Heute betreibt Lehmann nur noch den Laden und sagt, dass es ihm so lieber sei, denn er sei eher Handwerker als Befehlsgeber und Verwalter.

1973, als das grosse Zähringer-Migros eröffnet wurde, gingen die Metzgereien in der Länggasse auf breiter Front ein. Nur zwei haben bis heute überlebt (Lehmanns Geschäft und die Metzgerei Wegmüller); die taugten wohl etwas, bemerkt er zu diesem Umbruch. Seine Eltern versuchten damals, mit dem Neubau des Hauses an der Neufeldstrasse 32 der Migros etwas entgegenzuhalten. Das Geschäft sollte modernisiert werden, erklärt er, der damaligen Zeit gemäss.

Neue Einkaufsmuster

Auch der weitere Wandel der Länggasse ging nicht spurlos an der Metzgerei vorüber. Die Arbeiterfamilien von Von Roll, Tobler oder von Kümmerli & Frei assen viel Fleisch, als sie zu etwas Wohlstand kamen.

Später machte sich die Universität breit – eher zum Nachteil der Detailhändler, wie Lehmann sagt: «Die Studenten haben keine Zeit zum Kochen, sondern verpflegen sich in der Mensa, die durch andere beliefert wird.»

Gleichzeitig alterte das Quartier. «Es gab einen Moment lang Mehrfamilienhäuser mit zehn Parteien, die ausschliesslich von Witwen bewohnt waren», erinnert sich Lehmann. Heute stehen vor den gleichen Wohnhäusern Dutzende von Velos, denn nun wohnen dort Familien oder Studenten in einer WG. Die meisten von ihnen holten das Fleisch aber beim Grossverteiler. «Am Preis kann es nicht liegen», sagt er mit Überzeugung. Aber so seien eben heute die Einkaufsmuster.

Keine Wurst ab Stange

Werten will Lehmann diese Entwicklung nicht: «Ich kann das nicht beeinflussen. Als KMU-Betreiber muss ich aber schauen, dass ich eine Lösung für mein Geschäft finde.» Dies ist ihm gelungen. Mit dem Angebot von Charolais-Rind spricht Lehmann auch auswärtige Kunden an. Sie kommen sogar aus Thun, um bei ihm das Fleisch zu kaufen, wie er erzählt.
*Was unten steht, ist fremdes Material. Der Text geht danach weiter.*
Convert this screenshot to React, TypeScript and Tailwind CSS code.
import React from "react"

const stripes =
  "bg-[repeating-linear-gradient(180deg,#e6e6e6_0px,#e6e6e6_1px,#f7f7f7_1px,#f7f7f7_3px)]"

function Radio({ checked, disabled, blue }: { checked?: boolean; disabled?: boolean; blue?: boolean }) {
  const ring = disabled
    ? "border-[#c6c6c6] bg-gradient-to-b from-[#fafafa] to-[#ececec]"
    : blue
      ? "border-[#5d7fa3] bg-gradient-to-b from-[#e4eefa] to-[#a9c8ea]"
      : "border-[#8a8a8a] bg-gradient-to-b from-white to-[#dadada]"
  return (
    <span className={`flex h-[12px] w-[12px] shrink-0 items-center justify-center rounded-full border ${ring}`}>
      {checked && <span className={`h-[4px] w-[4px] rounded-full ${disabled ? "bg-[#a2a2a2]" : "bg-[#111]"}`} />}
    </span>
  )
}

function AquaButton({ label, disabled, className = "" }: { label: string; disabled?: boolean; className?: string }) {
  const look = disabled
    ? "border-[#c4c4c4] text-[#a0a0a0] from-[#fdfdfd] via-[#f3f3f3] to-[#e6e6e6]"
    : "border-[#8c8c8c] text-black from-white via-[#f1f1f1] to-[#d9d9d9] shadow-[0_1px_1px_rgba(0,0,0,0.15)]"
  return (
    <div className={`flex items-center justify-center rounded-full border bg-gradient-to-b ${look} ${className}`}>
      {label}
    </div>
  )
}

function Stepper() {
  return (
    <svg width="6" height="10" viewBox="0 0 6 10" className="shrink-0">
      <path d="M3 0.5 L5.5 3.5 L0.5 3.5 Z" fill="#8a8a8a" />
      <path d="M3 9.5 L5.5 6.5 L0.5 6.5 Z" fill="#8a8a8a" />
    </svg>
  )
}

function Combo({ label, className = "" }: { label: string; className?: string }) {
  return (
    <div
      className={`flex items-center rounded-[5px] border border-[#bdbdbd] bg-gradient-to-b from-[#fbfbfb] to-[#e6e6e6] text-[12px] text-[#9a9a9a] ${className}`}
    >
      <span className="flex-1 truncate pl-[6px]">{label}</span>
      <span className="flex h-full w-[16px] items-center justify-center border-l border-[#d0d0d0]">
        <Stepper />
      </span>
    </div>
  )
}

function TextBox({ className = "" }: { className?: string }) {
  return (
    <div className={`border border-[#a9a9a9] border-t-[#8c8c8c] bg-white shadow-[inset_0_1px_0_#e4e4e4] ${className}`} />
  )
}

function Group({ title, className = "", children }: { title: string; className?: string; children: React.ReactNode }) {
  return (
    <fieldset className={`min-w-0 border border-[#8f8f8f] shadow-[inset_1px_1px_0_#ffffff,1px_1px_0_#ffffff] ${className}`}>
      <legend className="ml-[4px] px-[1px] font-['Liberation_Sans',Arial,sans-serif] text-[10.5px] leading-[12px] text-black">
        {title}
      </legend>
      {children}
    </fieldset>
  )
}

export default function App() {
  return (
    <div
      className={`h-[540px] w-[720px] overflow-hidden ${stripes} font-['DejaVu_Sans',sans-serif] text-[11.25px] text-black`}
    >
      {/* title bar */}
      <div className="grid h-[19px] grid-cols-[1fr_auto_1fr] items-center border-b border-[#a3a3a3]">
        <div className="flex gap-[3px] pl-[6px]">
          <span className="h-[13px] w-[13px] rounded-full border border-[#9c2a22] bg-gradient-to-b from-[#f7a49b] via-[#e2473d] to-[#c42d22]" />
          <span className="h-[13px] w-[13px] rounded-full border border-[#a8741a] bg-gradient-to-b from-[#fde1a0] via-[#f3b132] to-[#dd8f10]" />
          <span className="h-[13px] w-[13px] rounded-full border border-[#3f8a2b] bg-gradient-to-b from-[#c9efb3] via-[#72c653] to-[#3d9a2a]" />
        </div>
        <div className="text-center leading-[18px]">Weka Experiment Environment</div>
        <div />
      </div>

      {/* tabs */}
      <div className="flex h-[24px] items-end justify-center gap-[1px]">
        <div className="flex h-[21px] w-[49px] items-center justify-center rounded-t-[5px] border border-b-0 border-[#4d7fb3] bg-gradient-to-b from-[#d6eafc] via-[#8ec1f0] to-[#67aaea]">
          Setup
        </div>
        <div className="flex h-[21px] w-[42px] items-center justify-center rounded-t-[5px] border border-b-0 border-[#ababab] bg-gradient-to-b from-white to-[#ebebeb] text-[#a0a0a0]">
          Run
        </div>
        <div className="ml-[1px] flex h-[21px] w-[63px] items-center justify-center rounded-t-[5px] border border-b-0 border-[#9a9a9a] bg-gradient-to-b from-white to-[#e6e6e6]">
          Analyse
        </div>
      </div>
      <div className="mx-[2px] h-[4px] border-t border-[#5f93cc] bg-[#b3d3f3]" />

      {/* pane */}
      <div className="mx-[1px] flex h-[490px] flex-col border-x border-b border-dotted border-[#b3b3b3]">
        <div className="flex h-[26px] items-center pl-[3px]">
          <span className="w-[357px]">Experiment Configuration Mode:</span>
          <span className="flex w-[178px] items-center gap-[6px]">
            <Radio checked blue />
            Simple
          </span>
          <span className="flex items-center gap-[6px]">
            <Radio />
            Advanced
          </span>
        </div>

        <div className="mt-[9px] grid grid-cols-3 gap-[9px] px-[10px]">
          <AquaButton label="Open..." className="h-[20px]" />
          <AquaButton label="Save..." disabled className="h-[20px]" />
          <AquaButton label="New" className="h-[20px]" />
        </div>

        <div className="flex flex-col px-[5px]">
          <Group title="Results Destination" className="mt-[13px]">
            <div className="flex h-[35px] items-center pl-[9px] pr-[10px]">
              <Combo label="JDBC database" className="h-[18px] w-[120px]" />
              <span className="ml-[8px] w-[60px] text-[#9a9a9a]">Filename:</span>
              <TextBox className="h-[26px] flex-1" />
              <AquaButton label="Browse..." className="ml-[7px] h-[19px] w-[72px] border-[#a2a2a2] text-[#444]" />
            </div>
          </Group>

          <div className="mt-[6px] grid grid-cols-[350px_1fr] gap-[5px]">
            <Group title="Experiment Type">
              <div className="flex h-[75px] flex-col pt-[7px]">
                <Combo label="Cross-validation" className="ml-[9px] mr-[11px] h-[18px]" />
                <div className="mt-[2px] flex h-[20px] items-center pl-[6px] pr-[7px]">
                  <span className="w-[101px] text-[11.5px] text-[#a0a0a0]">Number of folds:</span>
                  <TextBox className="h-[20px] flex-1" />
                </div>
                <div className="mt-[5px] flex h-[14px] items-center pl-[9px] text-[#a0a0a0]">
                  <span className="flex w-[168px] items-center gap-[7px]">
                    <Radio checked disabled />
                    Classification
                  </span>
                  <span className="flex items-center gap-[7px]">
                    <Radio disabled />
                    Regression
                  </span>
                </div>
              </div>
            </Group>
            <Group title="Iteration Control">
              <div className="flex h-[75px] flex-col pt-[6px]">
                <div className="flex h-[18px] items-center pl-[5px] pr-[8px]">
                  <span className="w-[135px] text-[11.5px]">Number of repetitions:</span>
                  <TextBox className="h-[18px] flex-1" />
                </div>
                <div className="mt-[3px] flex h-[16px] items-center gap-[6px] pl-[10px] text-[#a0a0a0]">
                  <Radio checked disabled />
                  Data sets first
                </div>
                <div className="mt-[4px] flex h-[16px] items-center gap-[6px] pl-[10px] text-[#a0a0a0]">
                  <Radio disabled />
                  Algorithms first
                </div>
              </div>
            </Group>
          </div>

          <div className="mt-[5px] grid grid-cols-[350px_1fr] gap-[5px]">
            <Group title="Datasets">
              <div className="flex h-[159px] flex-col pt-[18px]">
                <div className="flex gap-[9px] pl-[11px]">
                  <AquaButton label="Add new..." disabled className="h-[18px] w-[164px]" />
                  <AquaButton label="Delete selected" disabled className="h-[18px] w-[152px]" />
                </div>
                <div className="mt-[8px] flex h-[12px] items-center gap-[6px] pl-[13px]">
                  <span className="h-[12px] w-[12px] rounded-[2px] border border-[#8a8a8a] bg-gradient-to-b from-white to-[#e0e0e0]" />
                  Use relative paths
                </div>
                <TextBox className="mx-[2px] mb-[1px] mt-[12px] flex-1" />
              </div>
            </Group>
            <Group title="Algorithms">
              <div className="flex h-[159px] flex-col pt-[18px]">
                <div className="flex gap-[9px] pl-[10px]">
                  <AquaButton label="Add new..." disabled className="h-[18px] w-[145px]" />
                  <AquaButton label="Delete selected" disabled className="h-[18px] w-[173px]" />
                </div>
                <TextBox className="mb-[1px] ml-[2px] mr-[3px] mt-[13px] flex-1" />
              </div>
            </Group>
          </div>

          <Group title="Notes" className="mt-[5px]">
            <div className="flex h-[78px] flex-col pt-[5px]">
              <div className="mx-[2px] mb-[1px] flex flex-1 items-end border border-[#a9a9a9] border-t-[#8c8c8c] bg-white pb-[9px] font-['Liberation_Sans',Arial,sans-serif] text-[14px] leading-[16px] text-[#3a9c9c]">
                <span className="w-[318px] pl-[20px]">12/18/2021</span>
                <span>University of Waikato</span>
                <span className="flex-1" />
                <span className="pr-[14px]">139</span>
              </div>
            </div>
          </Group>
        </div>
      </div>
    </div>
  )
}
Er fürchtete, dass die Verkehrsberuhigung nach der Eröffnung des Neufeld-Tunnels diesen auswärtigen Kundenstrom gefährden würde. Deshalb hat er das Geschäft noch einmal neu ausgerichtet: Neben der Laufkundschaft  beliefert Lehmann heute eine Reihe von Restaurants mit Fleisch und Charcuterie. Dazu gehören die Brasserie Bärengraben, das Moléson, das Alte Tramdepot und die Innere Enge. Das seien gute Kunden. Gerade mit seiner Charcuterie liefere er einen Mehrwert gegenüber der Wurst ab der Stange: «Wer eine Wurst verlangt, die 135 Gramm wiegt und extra viel Kümmel drin hat, bekommt sie von mir.»
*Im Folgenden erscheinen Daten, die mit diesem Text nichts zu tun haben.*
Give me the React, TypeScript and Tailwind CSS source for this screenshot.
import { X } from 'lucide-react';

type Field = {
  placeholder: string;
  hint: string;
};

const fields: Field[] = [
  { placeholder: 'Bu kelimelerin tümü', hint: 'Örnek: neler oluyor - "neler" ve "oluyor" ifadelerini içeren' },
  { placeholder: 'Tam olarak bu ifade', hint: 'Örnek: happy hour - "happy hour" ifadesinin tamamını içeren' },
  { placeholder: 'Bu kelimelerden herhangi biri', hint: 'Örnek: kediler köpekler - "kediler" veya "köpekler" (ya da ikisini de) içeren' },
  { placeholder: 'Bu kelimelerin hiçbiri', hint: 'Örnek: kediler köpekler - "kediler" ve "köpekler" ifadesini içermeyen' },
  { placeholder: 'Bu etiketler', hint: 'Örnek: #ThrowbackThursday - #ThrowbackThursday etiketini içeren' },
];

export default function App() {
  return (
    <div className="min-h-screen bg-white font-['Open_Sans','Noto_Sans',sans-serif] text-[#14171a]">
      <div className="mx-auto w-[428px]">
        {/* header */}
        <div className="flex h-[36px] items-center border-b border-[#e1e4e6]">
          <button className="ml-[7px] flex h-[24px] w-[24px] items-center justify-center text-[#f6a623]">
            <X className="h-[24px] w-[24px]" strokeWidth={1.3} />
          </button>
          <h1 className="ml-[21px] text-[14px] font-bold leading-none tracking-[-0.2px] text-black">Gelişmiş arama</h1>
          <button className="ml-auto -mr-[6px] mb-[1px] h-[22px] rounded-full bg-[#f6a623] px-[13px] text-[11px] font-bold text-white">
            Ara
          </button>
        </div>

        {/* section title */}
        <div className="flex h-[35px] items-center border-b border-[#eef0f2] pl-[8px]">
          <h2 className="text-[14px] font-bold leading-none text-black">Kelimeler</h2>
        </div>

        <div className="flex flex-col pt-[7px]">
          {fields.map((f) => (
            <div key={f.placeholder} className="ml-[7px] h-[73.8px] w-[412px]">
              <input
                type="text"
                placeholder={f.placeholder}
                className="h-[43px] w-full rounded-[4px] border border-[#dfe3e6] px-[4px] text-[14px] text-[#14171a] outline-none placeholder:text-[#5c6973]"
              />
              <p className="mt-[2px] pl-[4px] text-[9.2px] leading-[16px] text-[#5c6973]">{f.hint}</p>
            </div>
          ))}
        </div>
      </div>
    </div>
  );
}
Verkehrsberuhigung – ohne Poller

Dass die Verkehrsberuhigung das Quartier enorm aufgewertet hat, bestreitet Lehman nicht. Auch seine Liegenschaft habe an Wert gewonnen. Er mache in den oberen Stockwerken gut, was er unten im Laden verliere.
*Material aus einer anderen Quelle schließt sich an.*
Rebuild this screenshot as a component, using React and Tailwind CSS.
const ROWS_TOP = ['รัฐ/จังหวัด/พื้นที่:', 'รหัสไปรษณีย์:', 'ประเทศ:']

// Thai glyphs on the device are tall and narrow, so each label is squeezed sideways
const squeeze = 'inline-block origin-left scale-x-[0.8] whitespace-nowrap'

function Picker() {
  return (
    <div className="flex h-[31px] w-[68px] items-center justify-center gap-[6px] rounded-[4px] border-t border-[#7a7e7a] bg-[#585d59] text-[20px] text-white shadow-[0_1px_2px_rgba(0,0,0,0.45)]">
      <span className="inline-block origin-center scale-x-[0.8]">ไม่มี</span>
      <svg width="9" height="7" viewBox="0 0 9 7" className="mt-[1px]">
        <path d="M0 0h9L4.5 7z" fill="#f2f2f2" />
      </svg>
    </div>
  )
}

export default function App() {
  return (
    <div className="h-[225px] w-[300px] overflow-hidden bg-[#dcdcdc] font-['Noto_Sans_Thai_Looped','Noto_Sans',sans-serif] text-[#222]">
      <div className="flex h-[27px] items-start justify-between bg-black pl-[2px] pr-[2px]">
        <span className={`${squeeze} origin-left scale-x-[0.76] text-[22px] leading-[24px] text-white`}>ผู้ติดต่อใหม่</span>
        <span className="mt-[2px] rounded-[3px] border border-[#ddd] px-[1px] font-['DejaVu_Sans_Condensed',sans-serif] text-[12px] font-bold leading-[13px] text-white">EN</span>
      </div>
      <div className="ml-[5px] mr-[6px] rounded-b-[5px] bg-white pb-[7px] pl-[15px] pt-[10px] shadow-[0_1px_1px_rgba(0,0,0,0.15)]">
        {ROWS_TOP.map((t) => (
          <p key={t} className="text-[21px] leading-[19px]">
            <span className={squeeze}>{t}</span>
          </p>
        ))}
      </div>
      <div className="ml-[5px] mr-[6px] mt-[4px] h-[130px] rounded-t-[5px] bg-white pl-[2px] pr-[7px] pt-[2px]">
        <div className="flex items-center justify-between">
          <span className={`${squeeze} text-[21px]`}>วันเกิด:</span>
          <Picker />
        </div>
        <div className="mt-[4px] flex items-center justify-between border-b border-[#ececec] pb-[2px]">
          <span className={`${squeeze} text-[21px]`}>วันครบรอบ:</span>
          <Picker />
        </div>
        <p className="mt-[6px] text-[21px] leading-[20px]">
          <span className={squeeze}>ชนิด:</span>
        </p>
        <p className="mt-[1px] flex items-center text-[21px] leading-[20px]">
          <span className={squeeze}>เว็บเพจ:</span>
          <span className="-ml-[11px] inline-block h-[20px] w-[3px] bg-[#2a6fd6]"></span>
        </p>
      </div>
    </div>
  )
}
Er selber trug die Verkehrsberuhigung zunächst auch aktiv mit (für die FDP von 1980 bis 1988 im Stadtrat). Er wisse noch genau, wie vor dem Bau der Autobahn der gesamte überregionale Schwerverkehr durch die Neufeldstrasse geführt wurde, weil sich das Lindenhofspital gegen den Lärm an der Bremgartenstrasse wehrte. Zweimal habe er einen Unfall mit einem Kind miterlebt.

Zu solchen Verhältnissen will Lehmann nicht zurückkehren. Er ist auch nicht gegen eine Tempo-30-Zone. Nur gegen die Poller auf der Neufeldstrasse wehrt er sich vehement. Diese Lösung betrachtet er als einen faulen Kompromiss zwischen den Bürgerlichen, die sich nur darum sorgten, dass die Innenstadt dank dem Neufeld-Tunnel für den Verkehr erreichbar bliebe, und den Links-Grünen, die im Gegenzug die Verkehrsberuhigung der Länggasse forderten. Dazwischen fanden die Anliegen des Gewerbes im Quartier kein Gehör, sagt er – und freut sich, dass die Poller in der Neufeldstrasse nach wie vor nicht aufgestellt worden sind.

Wenig Nachwuchs

Die Suche nach einem Nachfolger für die Metzgerei gestaltet sich nicht leicht. Zwar käme einer seiner beiden Söhne dafür in Frage, aber dieser habe nach der Metzgerlehre die Berufsmatur gemacht und sei mittlerweile fast zu gut ausgebildet: «Man muss ja nicht gut Englisch können, um hier an der Theke Fleisch zu verkaufen.».

Es gebe schlicht zu wenig qualifizierte Absolventen: Von den rund 1200 unabhängigen Metzgereien werden schweizweit jedes Jahr etwa 50 altershalber aufgegeben. Gleichzeitig beginnen jährlich nur 15 bis 20 Lehrabsolventen eine höhere Berufsbildung. Und diese werden nach abgelegter Meisterprüfung von der Industrie mit offenen Armen empfangen.

Dabei ist sich Lehmann sicher, dass es sich lohnen würde, seine Metzgerei weiter zu führen: «Es gibt ja viele Metzgereien, die sich zu wenig am Markt orientiert haben. Ich bin aber überzeugt, dass ich gut aufgestellt bin. Das Geschäft würde es verdienen, dass es weitergeht.»